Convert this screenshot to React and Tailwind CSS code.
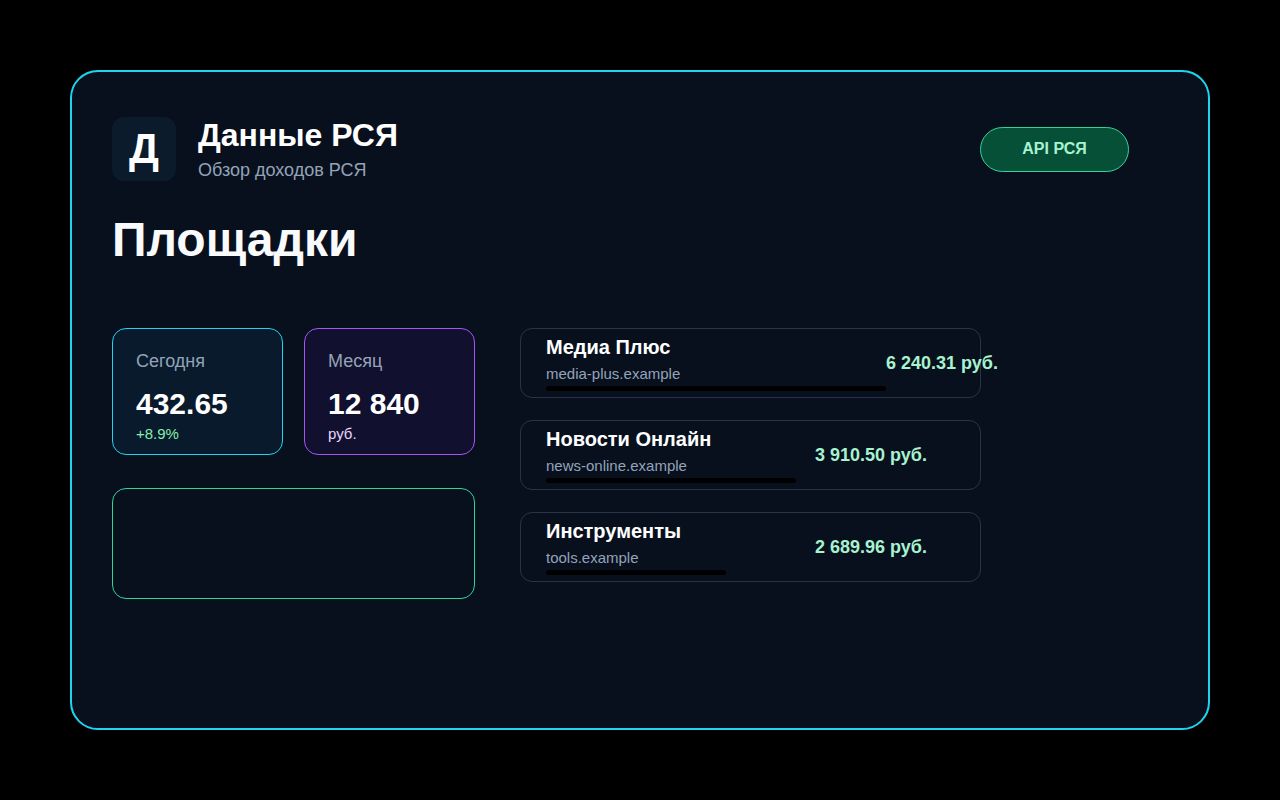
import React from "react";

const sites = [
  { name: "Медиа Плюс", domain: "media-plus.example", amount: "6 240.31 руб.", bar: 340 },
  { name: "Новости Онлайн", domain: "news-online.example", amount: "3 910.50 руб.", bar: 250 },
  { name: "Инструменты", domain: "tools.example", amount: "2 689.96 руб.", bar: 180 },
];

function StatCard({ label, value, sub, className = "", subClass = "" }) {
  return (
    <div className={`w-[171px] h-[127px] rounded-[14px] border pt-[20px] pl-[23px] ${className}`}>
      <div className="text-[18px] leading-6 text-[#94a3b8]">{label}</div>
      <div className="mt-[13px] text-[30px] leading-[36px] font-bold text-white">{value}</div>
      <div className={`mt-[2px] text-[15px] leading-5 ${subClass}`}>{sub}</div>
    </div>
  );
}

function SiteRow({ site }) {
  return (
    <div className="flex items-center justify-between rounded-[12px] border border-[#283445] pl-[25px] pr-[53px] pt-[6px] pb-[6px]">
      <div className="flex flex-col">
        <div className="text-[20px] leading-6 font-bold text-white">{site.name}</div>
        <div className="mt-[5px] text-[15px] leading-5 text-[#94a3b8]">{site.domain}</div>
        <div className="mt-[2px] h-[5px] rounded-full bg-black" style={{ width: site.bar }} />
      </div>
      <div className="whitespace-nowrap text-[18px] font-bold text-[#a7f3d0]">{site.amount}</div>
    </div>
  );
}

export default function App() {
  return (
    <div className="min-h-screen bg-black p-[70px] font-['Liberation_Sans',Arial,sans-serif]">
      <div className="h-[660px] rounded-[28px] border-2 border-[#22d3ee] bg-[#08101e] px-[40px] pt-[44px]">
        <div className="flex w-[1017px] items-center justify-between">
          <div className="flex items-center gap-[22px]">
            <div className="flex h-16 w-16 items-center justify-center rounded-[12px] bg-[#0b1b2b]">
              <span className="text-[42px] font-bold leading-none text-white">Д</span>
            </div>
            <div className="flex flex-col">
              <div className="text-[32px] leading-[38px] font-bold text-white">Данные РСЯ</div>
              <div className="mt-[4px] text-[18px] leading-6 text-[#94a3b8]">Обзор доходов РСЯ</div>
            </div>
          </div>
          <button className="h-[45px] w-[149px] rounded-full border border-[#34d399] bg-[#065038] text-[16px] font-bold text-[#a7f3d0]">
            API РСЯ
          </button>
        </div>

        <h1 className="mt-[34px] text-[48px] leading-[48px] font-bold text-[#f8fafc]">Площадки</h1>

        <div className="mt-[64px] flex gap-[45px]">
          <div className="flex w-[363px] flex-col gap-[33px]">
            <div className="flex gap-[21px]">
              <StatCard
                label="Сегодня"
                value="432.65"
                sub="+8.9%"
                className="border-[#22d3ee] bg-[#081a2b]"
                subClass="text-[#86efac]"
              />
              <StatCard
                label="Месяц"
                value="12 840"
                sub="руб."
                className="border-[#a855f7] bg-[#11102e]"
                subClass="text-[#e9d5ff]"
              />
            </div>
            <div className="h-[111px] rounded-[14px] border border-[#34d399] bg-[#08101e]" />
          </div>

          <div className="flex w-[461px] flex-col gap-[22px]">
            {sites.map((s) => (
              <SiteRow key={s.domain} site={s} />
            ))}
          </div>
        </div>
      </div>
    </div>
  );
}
────
List all lines where "React" occurs.

→ Reply
Convert this screenshot to React and Tailwind CSS code.
import React from "react";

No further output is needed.